Med student here! My skills in this arena are a work in progress at best but I have learned a few things. I would consider these specific to medical/scientific studying (much like rockindata's post is very humanities oriented).

1. If you take the time to read every single resource that has been provided, you will almost always discover that they are redundant many times over. In my current course, I've been given an 800 page PDF of prose written by the instructor, Powerpoint slides, prose notes on the slides, lectures (during which the slides are presented), and several textbooks. There is no way I could review all of these resources and get anything else done. Luckily, this is a feature, not a bug -- I am in no way an auditory learner, so I skip lectures and read the Powerpoint slides and prose notes thereof (which, having attended a few lectures, are a very close rehash of the lecture itself). Conversely, a dedicated auditory learner could probably get all the information they need from attending the lecture and skimming the notes.

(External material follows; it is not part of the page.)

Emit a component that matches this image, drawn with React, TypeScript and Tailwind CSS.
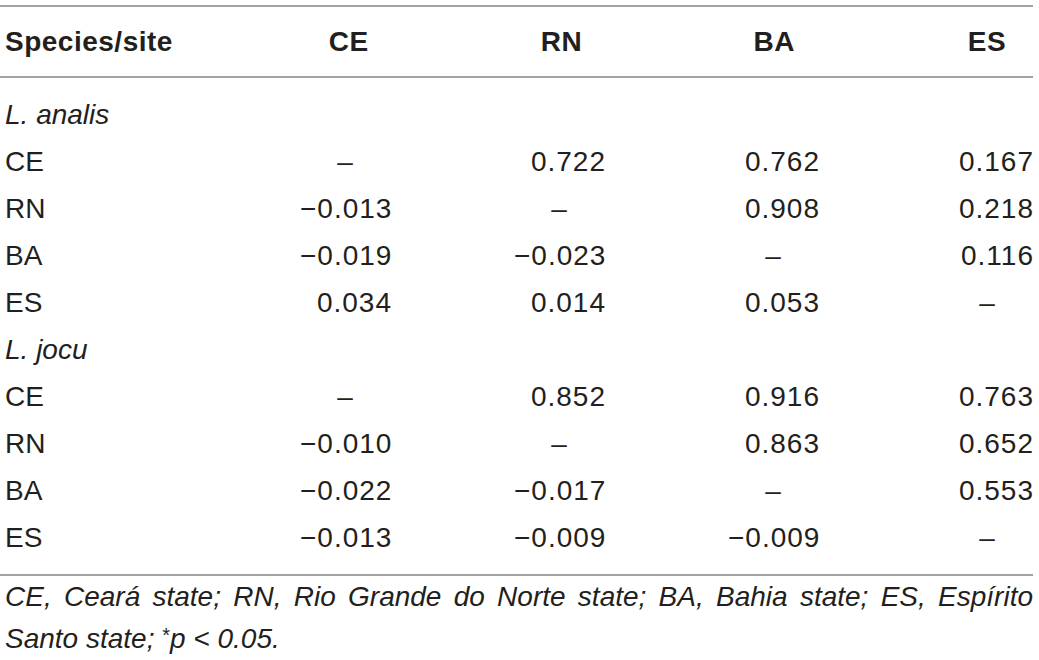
import React from "react";

type Row = { site: string; vals: string[] };

const groups: { species: string; rows: Row[] }[] = [
  {
    species: "L. analis",
    rows: [
      { site: "CE", vals: ["–", "0.722", "0.762", "0.167"] },
      { site: "RN", vals: ["−0.013", "–", "0.908", "0.218"] },
      { site: "BA", vals: ["−0.019", "−0.023", "–", "0.116"] },
      { site: "ES", vals: ["0.034", "0.014", "0.053", "–"] },
    ],
  },
  {
    species: "L. jocu",
    rows: [
      { site: "CE", vals: ["–", "0.852", "0.916", "0.763"] },
      { site: "RN", vals: ["−0.010", "–", "0.863", "0.652"] },
      { site: "BA", vals: ["−0.022", "−0.017", "–", "0.553"] },
      { site: "ES", vals: ["−0.013", "−0.009", "−0.009", "–"] },
    ],
  },
];

const cols = ["CE", "RN", "BA", "ES"];

function Cell({ v }: { v: string }) {
  const dash = v === "–";
  return (
    <div className="flex justify-end">
      <div className={`w-[92px] ${dash ? "text-center" : "text-right tracking-[1px] -mr-[1px]"}`}>{v}</div>
    </div>
  );
}

export default function App() {
  return (
    <div className="w-[1039px] h-[660px] bg-white text-[#231f20] font-['Liberation_Sans',Arial,sans-serif] text-[28px] overflow-hidden">
      <div className="w-[1033px] pt-[5px]">
        {/* head */}
        <div className="border-t-2 border-b-2 border-[#a3a3a3] h-[73px] grid grid-cols-[177px_repeat(4,1fr)] items-center font-bold tracking-[0.5px] pl-[5px]">
          <div className="whitespace-nowrap">Species/site</div>
          {cols.map((c) => (
            <div key={c} className="flex justify-end">
              <div className="w-[92px] text-center">{c}</div>
            </div>
          ))}
        </div>

        {/* body */}
        <div className="pt-[13px] pb-[13px] border-b-2 border-[#a3a3a3]">
          {groups.map((g) => (
            <React.Fragment key={g.species}>
              <div className="h-[47px] flex items-center pl-[5px] italic">{g.species}</div>
              {g.rows.map((r) => (
                <div key={g.species + r.site} className="h-[47px] grid grid-cols-[172px_repeat(4,1fr)] items-center pl-[5px]">
                  <div>{r.site}</div>
                  {r.vals.map((v, i) => (
                    <Cell key={i} v={v} />
                  ))}
                </div>
              ))}
            </React.Fragment>
          ))}
        </div>

        {/* footnote */}
        <p className="italic text-justify leading-[42px] pl-[5px]">
          CE, Ceará state; RN, Rio Grande do Norte state; BA, Bahia state; ES, Espírito Santo state;{" "}
          <span className="inline-block text-[20px] not-italic align-top leading-[34px]">*</span>p &lt; 0.05.
        </p>
      </div>
    </div>
  );
}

2. Delve when you need to. If mitosis makes perfect sense to you, don't waste your time doing the supplemental readings on it. If mitosis is a completely opaque box of WTF, do the readings (or watch the videos or attend lectures or utilize whatever supplemental resources are available).

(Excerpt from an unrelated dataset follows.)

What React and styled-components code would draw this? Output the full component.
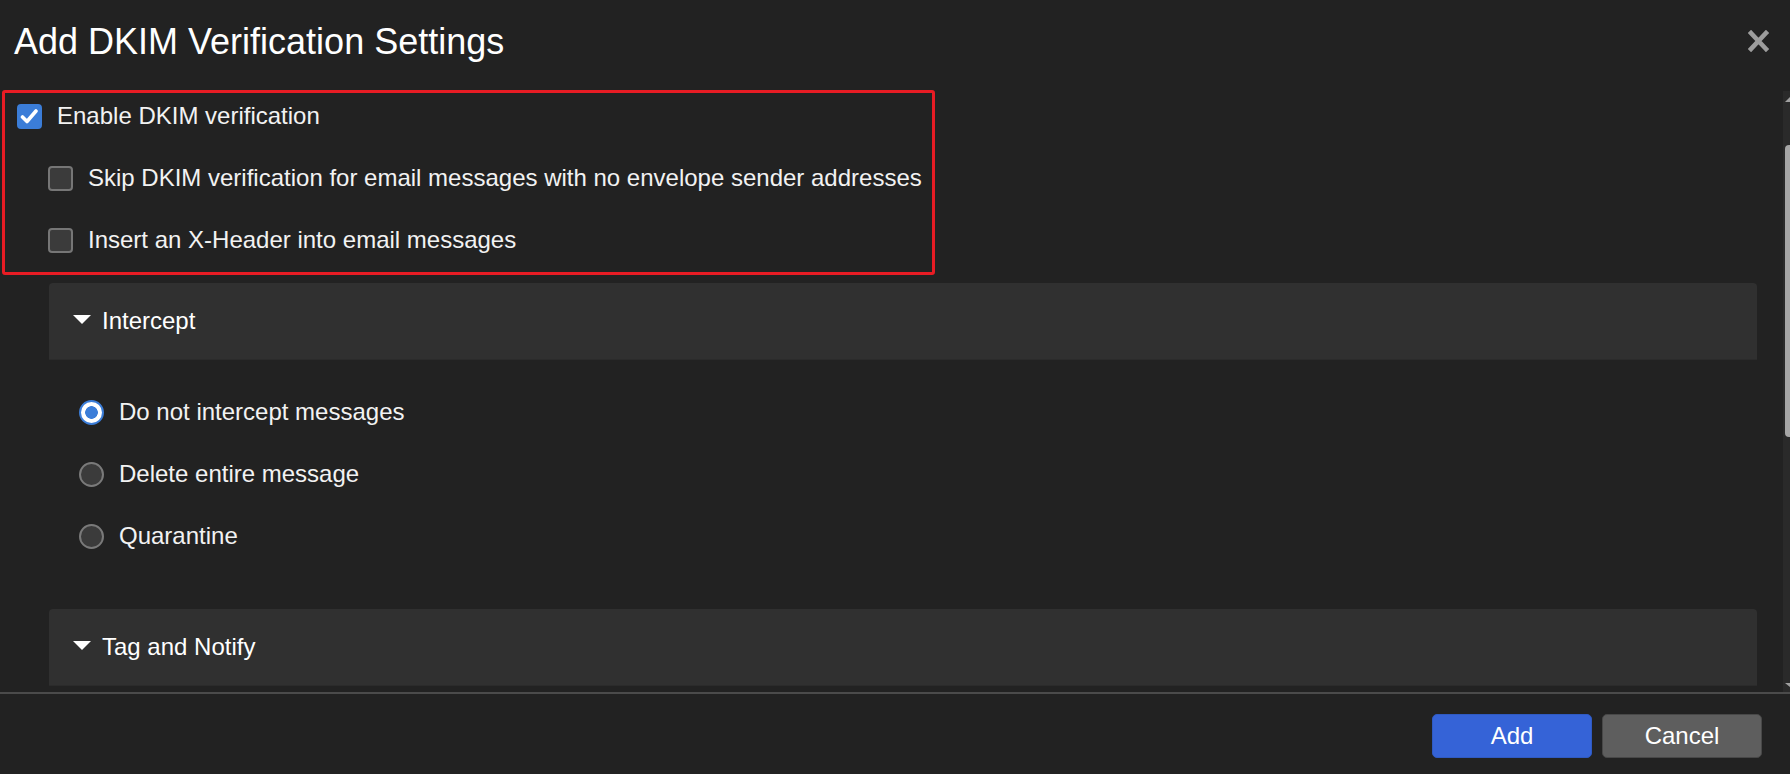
import React from "react";
import styled, { createGlobalStyle } from "styled-components";

const GlobalStyle = createGlobalStyle`
  html, body {
    margin: 0;
    padding: 0;
    background: #222222;
    overflow: hidden;
  }
  * { box-sizing: border-box; }
`;

const Dialog = styled.div`
  width: 1790px;
  height: 774px;
  display: flex;
  flex-direction: column;
  background: #222222;
  color: #f2f2f2;
  font-family: "Liberation Sans", Arial, sans-serif;
  font-size: 24px;
`;

const Header = styled.div`
  height: 90px;
  flex: none;
  display: flex;
  justify-content: space-between;
  align-items: flex-start;
  padding: 0 21px 0 14px;
`;

const Title = styled.h1`
  margin: 22px 0 0;
  font-size: 36px;
  line-height: 40px;
  font-weight: normal;
  color: #ffffff;
`;

const CloseButton = styled.button`
  margin-top: 30px;
  width: 21px;
  height: 22px;
  padding: 0;
  border: none;
  background: none;
  display: flex;
  align-items: center;
  justify-content: center;
  cursor: pointer;
`;

const Body = styled.div`
  height: 602px;
  flex: none;
  display: flex;
`;

const Content = styled.div`
  flex: 1;
  overflow: hidden;
  padding: 0 26px 0 2px;
`;

const Highlight = styled.div`
  width: 933px;
  border: 3px solid #e81c24;
  border-radius: 3px;
  padding: 3px 0 12px;
  display: flex;
  flex-direction: column;
  gap: 22px;
`;

const OptionRow = styled.label`
  height: 40px;
  display: flex;
  align-items: center;
  gap: 15px;
  padding-left: ${(p) => p.$indent}px;
  line-height: 28px;
  white-space: nowrap;
`;

const CheckBox = styled.span`
  width: 25px;
  height: 25px;
  flex: none;
  border-radius: 4px;
  display: flex;
  align-items: center;
  justify-content: center;
  background: ${(p) => (p.$checked ? "#3b7dd8" : "#3b3b3b")};
  border: 2px solid ${(p) => (p.$checked ? "#3b7dd8" : "#767676")};
`;

const Sections = styled.div`
  margin-left: 47px;
  margin-top: 8px;
  display: flex;
  flex-direction: column;
`;

const SectionHeader = styled.div`
  height: 77px;
  display: flex;
  align-items: center;
  gap: 11px;
  padding-left: 24px;
  background: #303030;
  border-radius: 4px 4px 0 0;
  border-bottom: 1px solid #2b2b2b;
  color: #ffffff;
`;

const Caret = styled.span`
  width: 0;
  height: 0;
  border-left: 9px solid transparent;
  border-right: 9px solid transparent;
  border-top: 9px solid #ffffff;
  margin-top: -4px;
`;

const SectionBody = styled.div`
  padding: 32px 0 53px 30px;
  display: flex;
  flex-direction: column;
  gap: 22px;
`;

const Radio = styled.span`
  width: 25px;
  height: 25px;
  flex: none;
  border-radius: 50%;
  border: 2px solid ${(p) => (p.$checked ? "#3b7dd8" : "#7a7a7a")};
  background: ${(p) =>
    p.$checked
      ? "radial-gradient(circle, #3b7dd8 0 6px, #ffffff 6.6px)"
      : "#3b3b3b"};
`;

const ScrollTrack = styled.div`
  width: 7px;
  flex: none;
  background: #2a2a2a;
  overflow: hidden;
  display: flex;
  flex-direction: column;
  padding-left: 2px;
  margin-top: 1px;
`;

const ArrowUp = styled.span`
  width: 0;
  height: 0;
  margin-top: 6px;
  border-left: 5px solid transparent;
  border-right: 5px solid transparent;
  border-bottom: 5px solid #a0a0a0;
`;

const Thumb = styled.span`
  width: 12px;
  height: 292px;
  margin-top: 43px;
  background: #a6a6a6;
  border-radius: 4px;
`;

const ArrowDown = styled.span`
  width: 0;
  height: 0;
  margin-top: auto;
  margin-bottom: 5px;
  border-left: 5px solid transparent;
  border-right: 5px solid transparent;
  border-top: 4px solid #a0a0a0;
`;

const Separator = styled.div`
  height: 2px;
  flex: none;
  background: #4b4b4b;
`;

const Footer = styled.div`
  flex: 1;
  display: flex;
  justify-content: flex-end;
  align-items: flex-start;
  gap: 10px;
  padding: 20px 28px 0 0;
`;

const Button = styled.button`
  width: 160px;
  height: 44px;
  border-radius: 5px;
  font-family: "Liberation Sans", Arial, sans-serif;
  font-size: 24px;
  color: #ffffff;
  cursor: pointer;
  background: ${(p) => (p.$primary ? "#3563d7" : "#5e5e5e")};
  border: 1px solid ${(p) => (p.$primary ? "#2f5ac2" : "#484848")};
`;

const Check = () => (
  <svg width="19" height="17" viewBox="0 0 19 17">
    <path d="M2.5 9 L7 13.5 L16 3" fill="none" stroke="#fff" strokeWidth="3.6" strokeLinecap="round" strokeLinejoin="round" />
  </svg>
);

const CloseIcon = () => (
  <svg width="21" height="22" viewBox="0 0 21 22">
    <path d="M3 3 L18 19 M18 3 L3 19" stroke="#9d9d9d" strokeWidth="4.6" strokeLinecap="square" />
  </svg>
);

const Section = ({ title, options }) => (
  <div>
    <SectionHeader>
      <Caret />
      <span>{title}</span>
    </SectionHeader>
    {options.length > 0 && (
      <SectionBody>
        {options.map((o, i) => (
          <OptionRow key={o} $indent={0}>
            <Radio $checked={i === 0} />
            {o}
          </OptionRow>
        ))}
      </SectionBody>
    )}
  </div>
);

export default function App() {
  return (
    <>
      <GlobalStyle />
      <Dialog>
        <Header>
          <Title>Add DKIM Verification Settings</Title>
          <CloseButton aria-label="Close">
            <CloseIcon />
          </CloseButton>
        </Header>
        <Body>
          <Content>
            <Highlight>
              <OptionRow $indent={12}>
                <CheckBox $checked>
                  <Check />
                </CheckBox>
                Enable DKIM verification
              </OptionRow>
              <OptionRow $indent={43}>
                <CheckBox />
                Skip DKIM verification for email messages with no envelope sender addresses
              </OptionRow>
              <OptionRow $indent={43}>
                <CheckBox />
                Insert an X-Header into email messages
              </OptionRow>
            </Highlight>
            <Sections>
              <Section
                title="Intercept"
                options={["Do not intercept messages", "Delete entire message", "Quarantine"]}
              />
              <Section title="Tag and Notify" options={[]} />
            </Sections>
          </Content>
          <ScrollTrack>
            <ArrowUp />
            <Thumb />
            <ArrowDown />
          </ScrollTrack>
        </Body>
        <Separator />
        <Footer>
          <Button $primary>Add</Button>
          <Button>Cancel</Button>
        </Footer>
      </Dialog>
    </>
  );
}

3. Learn concepts first. If you start the learning process by making flashcards and memorizing the steps of glycolysis, you can certainly memorize them, but it will be a brute force, unpleasant and burdensome process. If you start by understanding concepts -- what's happening and why and what can go wrong -- by the time you reach the memorizing details phase, you will already know a lot of them.

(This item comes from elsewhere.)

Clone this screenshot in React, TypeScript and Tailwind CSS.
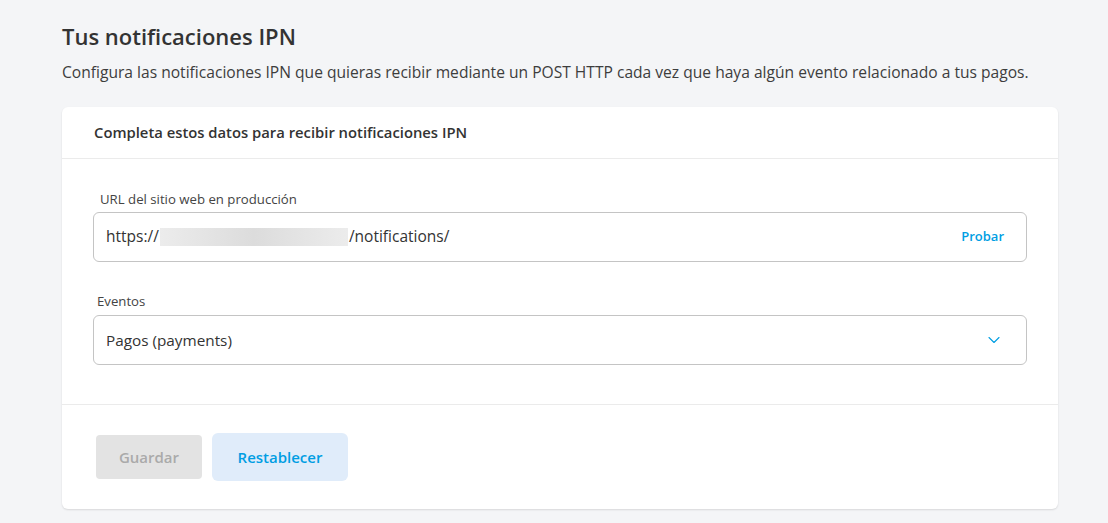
import { ChevronDown } from "lucide-react";

const font = { fontFamily: '"Open Sans", "Liberation Sans", sans-serif' };

export default function App() {
  return (
    <div className="min-h-[523px] bg-[#f4f5f7] px-[62px] pt-[22px] text-[#333]" style={font}>
      <h1 className="text-[22px] font-semibold leading-[28px] text-[#333]">Tus notificaciones IPN</h1>
      <p className="mt-[12px] text-[15.6px] leading-[20px] text-[#3d3d3d]">
        Configura las notificaciones IPN que quieras recibir mediante un POST HTTP cada vez que haya algún evento
        relacionado a tus pagos.
      </p>

      <section className="mt-[25px] w-[996px] rounded-md bg-white shadow-[0_1px_2px_rgba(0,0,0,0.12)]">
        <div className="flex h-[52px] items-center border-b border-[#ebebeb] px-8">
          <h2 className="text-[14.8px] font-semibold text-[#333]">Completa estos datos para recibir notificaciones IPN</h2>
        </div>

        <div className="px-[31px] pb-[39px] pt-[31px]">
          <label className="block pl-[7px] text-[13.2px] leading-[18px] text-[#444]">URL del sitio web en producción</label>
          <div className="mt-[4px] flex h-[50px] items-center rounded-md border border-[#c4c4c4] pl-3 pr-[22px]">
            <span className="flex items-center text-[15.5px] text-[#333]">
              https://
              <span className="mx-[1px] inline-block h-[18px] w-[188px] bg-gradient-to-r from-[#ececec] via-[#dcdcdc] to-[#ececec]" />
              /notifications/
            </span>
            <button type="button" className="ml-auto text-[13px] font-semibold text-[#009ee3]">
              Probar
            </button>
          </div>

          <label className="mt-[30px] block pl-[4px] text-[13.2px] leading-[18px] text-[#444]">Eventos</label>
          <div className="mt-[5px] flex h-[50px] items-center rounded-md border border-[#c4c4c4] pl-3 pr-[22px]">
            <span className="text-[15.3px] text-[#333]">Pagos (payments)</span>
            <ChevronDown className="ml-auto h-5 w-5 text-[#009ee3]" strokeWidth={1.3} />
          </div>
        </div>

        <div className="flex items-center gap-[10px] border-t border-[#ebebeb] px-[34px] pb-[28px] pt-[28px]">
          <button
            type="button"
            disabled
            className="h-[44px] w-[106px] rounded-[4px] bg-[#e3e3e3] text-[15px] font-semibold text-[#aaa]"
          >
            Guardar
          </button>
          <button
            type="button"
            className="h-[48px] w-[136px] rounded-md bg-[#e0ecfa] text-[15px] font-semibold text-[#009ee3]"
          >
            Restablecer
          </button>
        </div>
      </section>
    </div>
  );
}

4. Tailor your level of detail to the task. In a perfect world we would all have enough time and energy to learn everything inside and out. In the real world, I need to learn basic science so I can be a better clinician and my medical school has defined the level of knowledge of basic science that they think is appropriate as a passing grade on the final exam. It doesn't feel good or scholarly to say "Do we need to know this for the test?" but calibrating to that level is the only way to keep your head above water sometimes. Look at past exams, practice questions, problem sets, etc and talk to your fellow students, TAs, professors etc about expectations.

5. Commit to taking multiple passes through the material as time allows (this requires doing your work on schedule/not cramming but you should be doing that anyway). You don't need to get bogged down in details on your first pass because you will be coming back this way again. Concepts first, details later.
posted by telegraph at 2:12 PM on August 21, 2015 [3 favorites]

There's a big difference between reading humanities/arts literature and reading/learning science information formed all school. Ilł try to find it, but there was an article I think on the Cornell website that discusses studying for biological sciences.

My classmates and I often do active reading/studying using different colored pens when reading and note taking. It's a lot of work.